Highway 31 (AR 31, Ark. 31 and Hwy. 31) is a north–south state highway in Central Arkansas. The route of  runs from U.S. Route 79B (US 79B) near Pine Bluff north across US 165, US 70, Interstate 40 (I-40) and US 64/US 67/US 167 (Future Interstate 57 {I-57}) before terminating at Highway 5 near Romance.

Route description
The highway begins north of Pine Bluff at US 79B and runs north to intersect Highway 15 near Sherrill. Continuing north of this junction Highway 31 passes the Tucker Unit and passes through farm fields before it enters Lonoke County. The route passes the Walls Farm Barn and Corn Crib, listed on the National Register of Historic Places (NRHP) north of Tomberlin before it has a short concurrency with US 165 through Coy (a rare officially designated exception). Highway 31 continues north through farmland, intersecting Highway 232 at Blakemore before forming a concurrency with US 70 south of Lonoke.

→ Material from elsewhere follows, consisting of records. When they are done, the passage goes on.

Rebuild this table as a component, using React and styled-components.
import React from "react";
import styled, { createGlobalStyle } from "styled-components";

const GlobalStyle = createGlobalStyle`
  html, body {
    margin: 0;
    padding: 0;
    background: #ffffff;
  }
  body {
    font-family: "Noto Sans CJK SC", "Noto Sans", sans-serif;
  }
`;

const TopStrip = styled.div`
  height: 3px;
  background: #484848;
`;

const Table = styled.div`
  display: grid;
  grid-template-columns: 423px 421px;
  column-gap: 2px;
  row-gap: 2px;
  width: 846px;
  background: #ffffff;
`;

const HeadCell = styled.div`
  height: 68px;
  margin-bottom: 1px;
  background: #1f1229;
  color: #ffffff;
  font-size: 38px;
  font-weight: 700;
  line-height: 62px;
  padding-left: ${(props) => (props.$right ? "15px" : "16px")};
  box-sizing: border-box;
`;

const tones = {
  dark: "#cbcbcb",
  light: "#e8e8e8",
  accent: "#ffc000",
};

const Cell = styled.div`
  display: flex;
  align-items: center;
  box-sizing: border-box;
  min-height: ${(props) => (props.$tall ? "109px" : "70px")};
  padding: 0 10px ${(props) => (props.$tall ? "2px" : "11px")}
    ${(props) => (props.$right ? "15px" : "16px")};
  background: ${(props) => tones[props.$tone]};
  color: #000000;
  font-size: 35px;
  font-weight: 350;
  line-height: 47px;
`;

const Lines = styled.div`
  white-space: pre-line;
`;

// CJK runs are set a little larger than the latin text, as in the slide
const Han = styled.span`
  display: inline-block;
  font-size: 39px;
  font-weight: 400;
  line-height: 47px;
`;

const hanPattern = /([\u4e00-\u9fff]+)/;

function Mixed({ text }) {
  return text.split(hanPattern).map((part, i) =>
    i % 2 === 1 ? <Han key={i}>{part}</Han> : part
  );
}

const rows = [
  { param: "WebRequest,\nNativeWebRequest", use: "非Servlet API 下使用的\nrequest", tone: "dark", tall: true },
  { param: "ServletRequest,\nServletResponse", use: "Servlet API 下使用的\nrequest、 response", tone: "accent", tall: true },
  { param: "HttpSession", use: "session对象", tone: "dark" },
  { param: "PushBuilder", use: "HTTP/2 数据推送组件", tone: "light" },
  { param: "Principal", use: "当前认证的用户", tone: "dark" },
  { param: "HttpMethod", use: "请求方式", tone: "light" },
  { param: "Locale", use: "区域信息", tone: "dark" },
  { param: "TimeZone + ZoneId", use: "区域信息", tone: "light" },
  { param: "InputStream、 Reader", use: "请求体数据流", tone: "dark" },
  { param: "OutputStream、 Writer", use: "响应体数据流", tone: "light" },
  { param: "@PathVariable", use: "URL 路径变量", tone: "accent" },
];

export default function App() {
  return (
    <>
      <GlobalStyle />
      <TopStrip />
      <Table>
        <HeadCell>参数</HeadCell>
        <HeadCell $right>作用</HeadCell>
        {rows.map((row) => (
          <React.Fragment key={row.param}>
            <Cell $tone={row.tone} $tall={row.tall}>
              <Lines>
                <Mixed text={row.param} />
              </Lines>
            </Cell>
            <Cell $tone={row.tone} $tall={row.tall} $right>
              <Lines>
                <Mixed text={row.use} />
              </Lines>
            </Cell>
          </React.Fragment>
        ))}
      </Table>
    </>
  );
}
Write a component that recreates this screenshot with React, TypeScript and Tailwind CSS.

The US 70/AR 31 overlap continues into downtown Lonoke, ending when Highway 31 turns north along Center Street near the Rock Island Depot and Joe P. Eagle and D. R. Boone Building. Highway 31 serves as the western border of the county courthouse square containing the Lonoke Confederate Monument and Lonoke County Courthouse. The highway continues north to a junction with Highway 89S (3rd Street) before an interchange with Interstate 40 in north Lonoke.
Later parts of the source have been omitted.